▶ [Written task] For each line below that includes the word "page", make a copy.

▶ [Given information]
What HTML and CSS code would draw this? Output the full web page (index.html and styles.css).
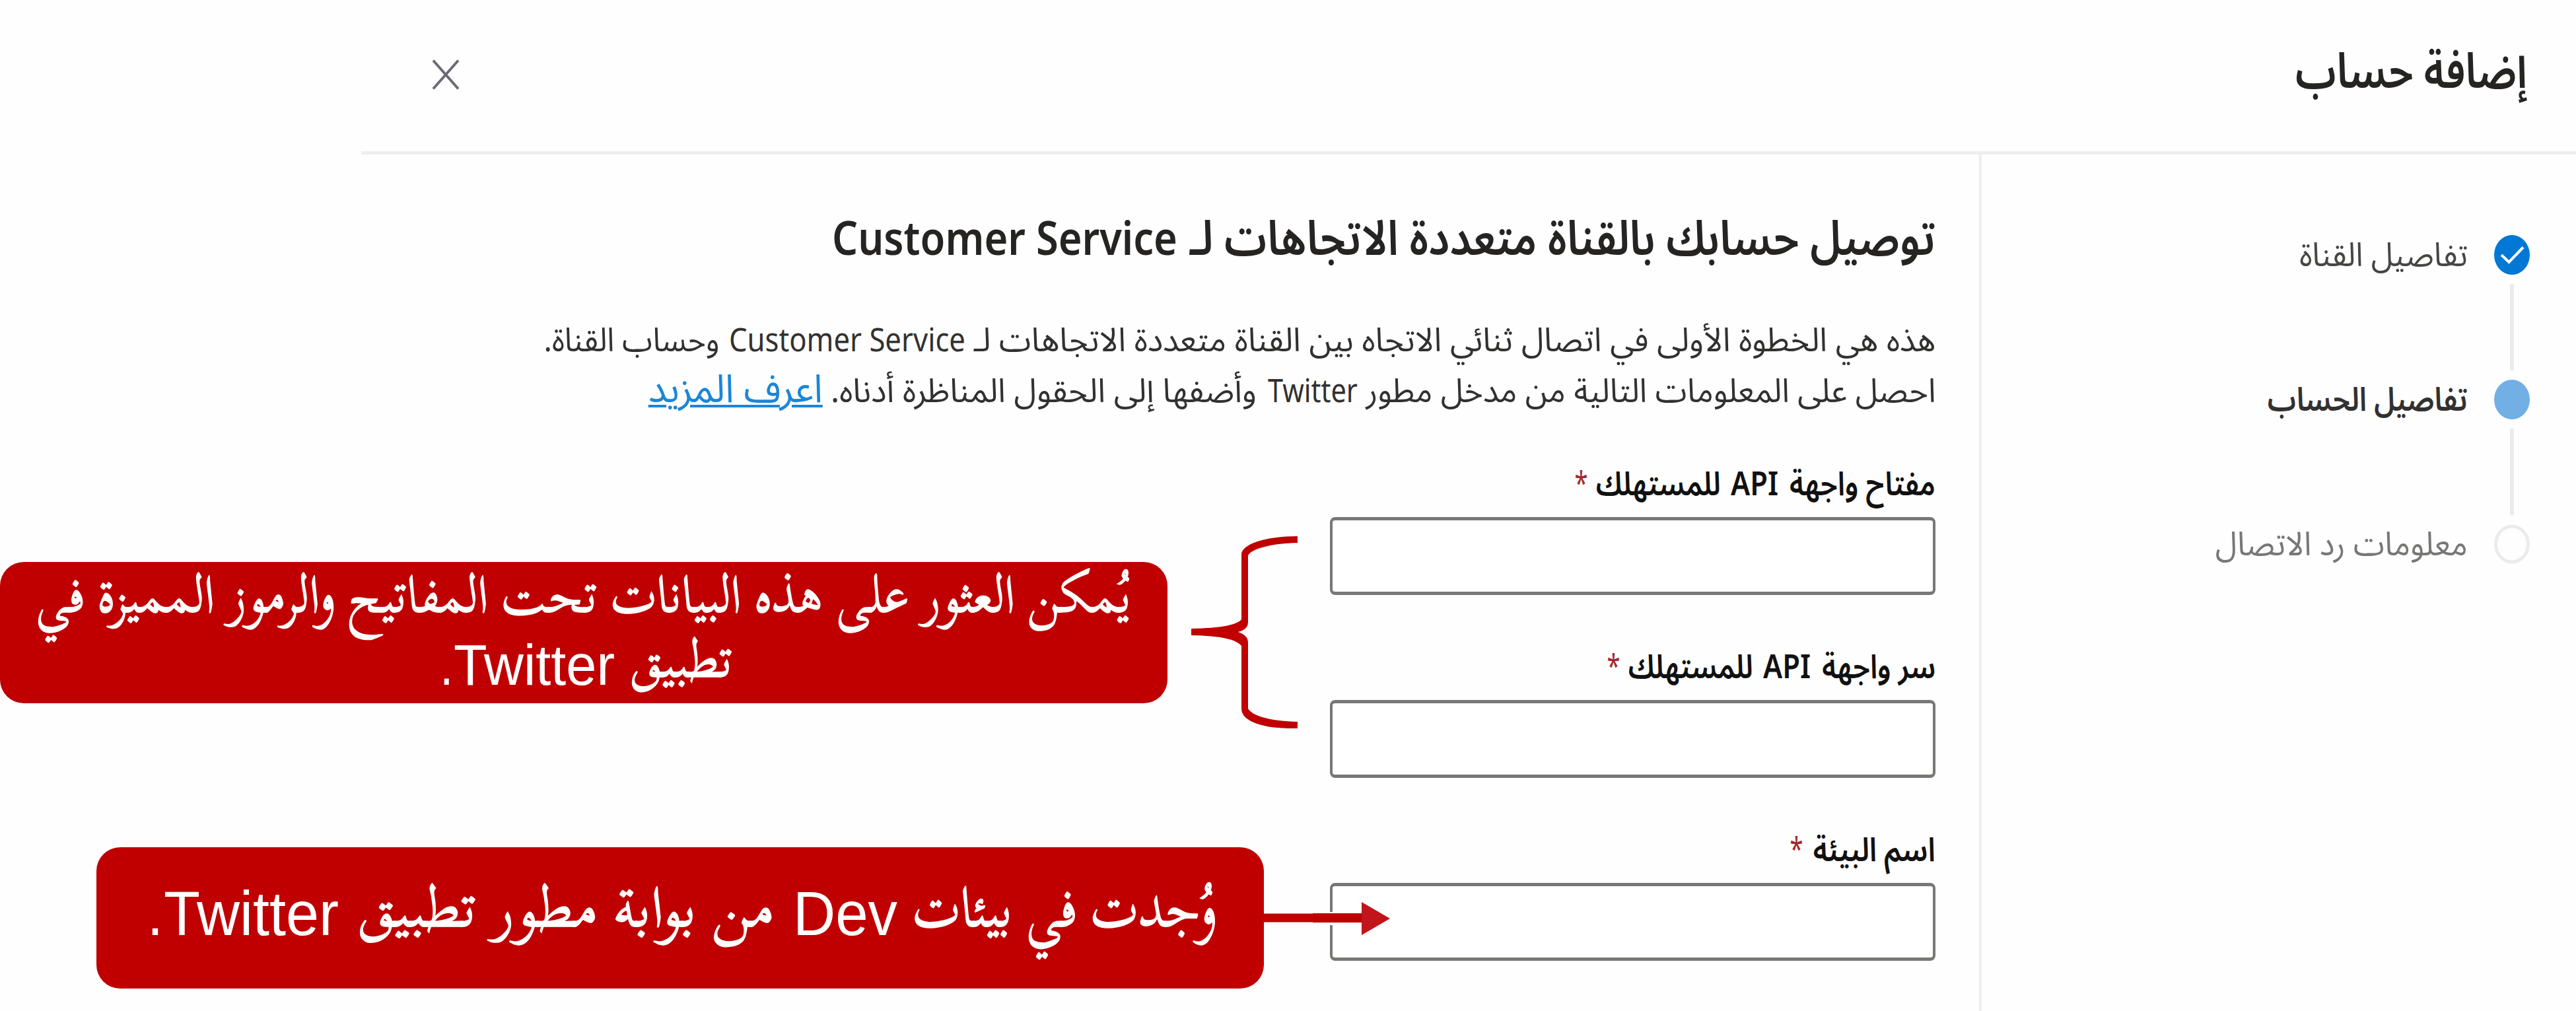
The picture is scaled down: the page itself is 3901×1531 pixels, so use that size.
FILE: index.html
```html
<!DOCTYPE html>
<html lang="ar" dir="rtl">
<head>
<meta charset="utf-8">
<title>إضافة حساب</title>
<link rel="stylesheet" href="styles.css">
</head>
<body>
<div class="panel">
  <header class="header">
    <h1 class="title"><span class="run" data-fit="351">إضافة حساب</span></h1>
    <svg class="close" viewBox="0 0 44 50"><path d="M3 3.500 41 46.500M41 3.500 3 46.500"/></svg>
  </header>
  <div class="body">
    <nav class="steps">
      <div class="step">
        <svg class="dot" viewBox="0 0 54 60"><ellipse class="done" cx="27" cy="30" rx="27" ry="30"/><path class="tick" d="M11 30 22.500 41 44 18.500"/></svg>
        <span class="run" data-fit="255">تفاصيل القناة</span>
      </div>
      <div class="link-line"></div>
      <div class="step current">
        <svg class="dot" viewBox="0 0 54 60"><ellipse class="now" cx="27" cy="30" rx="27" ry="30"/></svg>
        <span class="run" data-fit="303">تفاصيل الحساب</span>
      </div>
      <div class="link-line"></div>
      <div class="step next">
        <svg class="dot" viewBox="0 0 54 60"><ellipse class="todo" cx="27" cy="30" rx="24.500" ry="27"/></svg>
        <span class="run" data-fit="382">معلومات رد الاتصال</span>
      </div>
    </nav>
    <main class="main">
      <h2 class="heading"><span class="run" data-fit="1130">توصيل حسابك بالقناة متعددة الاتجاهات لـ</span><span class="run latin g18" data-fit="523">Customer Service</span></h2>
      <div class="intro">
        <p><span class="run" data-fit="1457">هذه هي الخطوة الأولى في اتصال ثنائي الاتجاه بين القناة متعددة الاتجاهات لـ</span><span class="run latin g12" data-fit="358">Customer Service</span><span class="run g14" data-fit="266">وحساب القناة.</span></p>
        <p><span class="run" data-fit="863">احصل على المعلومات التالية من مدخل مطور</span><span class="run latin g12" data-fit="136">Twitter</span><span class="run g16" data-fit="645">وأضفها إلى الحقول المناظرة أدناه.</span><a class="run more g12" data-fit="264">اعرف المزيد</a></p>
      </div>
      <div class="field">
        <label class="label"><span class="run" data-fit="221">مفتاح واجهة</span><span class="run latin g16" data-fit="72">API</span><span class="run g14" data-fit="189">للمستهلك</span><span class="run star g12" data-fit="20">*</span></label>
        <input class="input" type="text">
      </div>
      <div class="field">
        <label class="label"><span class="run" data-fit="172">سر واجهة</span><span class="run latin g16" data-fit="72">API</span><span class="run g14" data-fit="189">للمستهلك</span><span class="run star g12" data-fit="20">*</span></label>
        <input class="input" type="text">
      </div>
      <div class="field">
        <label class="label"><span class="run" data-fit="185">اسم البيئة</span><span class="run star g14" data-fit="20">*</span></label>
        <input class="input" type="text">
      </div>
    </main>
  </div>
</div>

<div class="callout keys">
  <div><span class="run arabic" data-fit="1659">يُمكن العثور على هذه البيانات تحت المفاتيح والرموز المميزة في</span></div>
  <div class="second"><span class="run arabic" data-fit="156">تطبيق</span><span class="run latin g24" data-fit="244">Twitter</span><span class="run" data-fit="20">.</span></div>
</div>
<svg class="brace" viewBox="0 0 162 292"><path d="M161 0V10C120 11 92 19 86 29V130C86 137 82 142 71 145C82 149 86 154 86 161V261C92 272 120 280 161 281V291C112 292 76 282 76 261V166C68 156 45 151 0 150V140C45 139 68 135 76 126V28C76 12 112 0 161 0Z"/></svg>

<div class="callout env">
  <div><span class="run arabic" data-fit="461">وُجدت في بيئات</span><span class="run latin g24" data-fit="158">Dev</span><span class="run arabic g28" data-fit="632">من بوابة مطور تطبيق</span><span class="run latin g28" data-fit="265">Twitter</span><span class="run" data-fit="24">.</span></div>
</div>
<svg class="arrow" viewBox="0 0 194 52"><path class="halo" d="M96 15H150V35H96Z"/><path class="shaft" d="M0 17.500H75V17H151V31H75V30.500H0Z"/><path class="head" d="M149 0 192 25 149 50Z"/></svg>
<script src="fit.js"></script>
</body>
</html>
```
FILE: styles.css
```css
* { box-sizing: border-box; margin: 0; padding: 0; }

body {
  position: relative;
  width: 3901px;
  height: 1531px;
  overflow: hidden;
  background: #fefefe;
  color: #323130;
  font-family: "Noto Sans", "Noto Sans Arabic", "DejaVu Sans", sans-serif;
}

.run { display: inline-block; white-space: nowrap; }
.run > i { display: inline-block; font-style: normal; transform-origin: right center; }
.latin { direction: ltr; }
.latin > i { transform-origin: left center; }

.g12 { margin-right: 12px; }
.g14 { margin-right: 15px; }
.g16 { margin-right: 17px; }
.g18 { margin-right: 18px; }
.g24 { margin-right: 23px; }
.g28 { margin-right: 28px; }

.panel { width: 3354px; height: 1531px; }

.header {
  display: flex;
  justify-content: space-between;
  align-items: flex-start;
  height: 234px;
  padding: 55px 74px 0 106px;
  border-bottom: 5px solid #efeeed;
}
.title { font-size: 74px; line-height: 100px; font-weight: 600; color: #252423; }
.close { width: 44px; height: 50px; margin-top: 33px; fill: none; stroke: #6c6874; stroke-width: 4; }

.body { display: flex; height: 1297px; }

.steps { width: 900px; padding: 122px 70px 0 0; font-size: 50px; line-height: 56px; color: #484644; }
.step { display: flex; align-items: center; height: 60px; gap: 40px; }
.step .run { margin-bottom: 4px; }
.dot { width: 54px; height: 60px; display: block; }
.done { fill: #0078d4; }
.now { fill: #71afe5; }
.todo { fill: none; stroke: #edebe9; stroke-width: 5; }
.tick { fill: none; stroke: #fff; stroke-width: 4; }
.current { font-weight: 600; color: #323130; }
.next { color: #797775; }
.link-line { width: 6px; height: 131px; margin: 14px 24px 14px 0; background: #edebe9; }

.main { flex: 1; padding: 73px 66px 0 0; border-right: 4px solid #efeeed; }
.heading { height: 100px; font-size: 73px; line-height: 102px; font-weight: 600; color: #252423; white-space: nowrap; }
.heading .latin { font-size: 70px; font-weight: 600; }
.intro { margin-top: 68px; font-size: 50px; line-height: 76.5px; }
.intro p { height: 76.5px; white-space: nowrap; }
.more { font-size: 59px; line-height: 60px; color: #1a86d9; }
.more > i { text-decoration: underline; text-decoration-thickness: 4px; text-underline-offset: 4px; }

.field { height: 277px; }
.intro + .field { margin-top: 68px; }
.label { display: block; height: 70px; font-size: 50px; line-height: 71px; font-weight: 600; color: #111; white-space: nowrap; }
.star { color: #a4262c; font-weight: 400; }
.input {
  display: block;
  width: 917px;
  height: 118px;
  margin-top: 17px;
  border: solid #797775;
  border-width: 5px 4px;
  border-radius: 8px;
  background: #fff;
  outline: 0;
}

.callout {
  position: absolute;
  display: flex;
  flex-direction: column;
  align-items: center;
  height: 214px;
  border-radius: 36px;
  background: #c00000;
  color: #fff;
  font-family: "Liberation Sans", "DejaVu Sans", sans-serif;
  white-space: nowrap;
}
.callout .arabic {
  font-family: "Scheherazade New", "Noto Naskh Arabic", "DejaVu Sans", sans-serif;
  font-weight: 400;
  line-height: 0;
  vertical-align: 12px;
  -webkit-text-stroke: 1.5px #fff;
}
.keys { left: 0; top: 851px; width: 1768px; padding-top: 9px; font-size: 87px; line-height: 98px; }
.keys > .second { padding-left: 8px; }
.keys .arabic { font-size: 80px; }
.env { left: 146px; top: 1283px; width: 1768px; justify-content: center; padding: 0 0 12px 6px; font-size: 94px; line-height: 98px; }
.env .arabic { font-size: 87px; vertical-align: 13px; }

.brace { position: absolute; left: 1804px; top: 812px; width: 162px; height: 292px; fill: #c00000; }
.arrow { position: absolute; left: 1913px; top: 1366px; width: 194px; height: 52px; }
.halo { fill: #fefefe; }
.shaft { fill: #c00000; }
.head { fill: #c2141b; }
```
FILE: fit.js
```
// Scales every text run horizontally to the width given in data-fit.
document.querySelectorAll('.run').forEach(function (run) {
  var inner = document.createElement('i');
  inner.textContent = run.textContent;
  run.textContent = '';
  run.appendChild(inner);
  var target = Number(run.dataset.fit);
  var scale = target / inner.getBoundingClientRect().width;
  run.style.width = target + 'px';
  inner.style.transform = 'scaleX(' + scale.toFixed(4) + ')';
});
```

▶ [Result of the task]
What HTML and CSS code would draw this? Output the full web page (index.html and styles.css).
The picture is scaled down: the page itself is 3901×1531 pixels, so use that size.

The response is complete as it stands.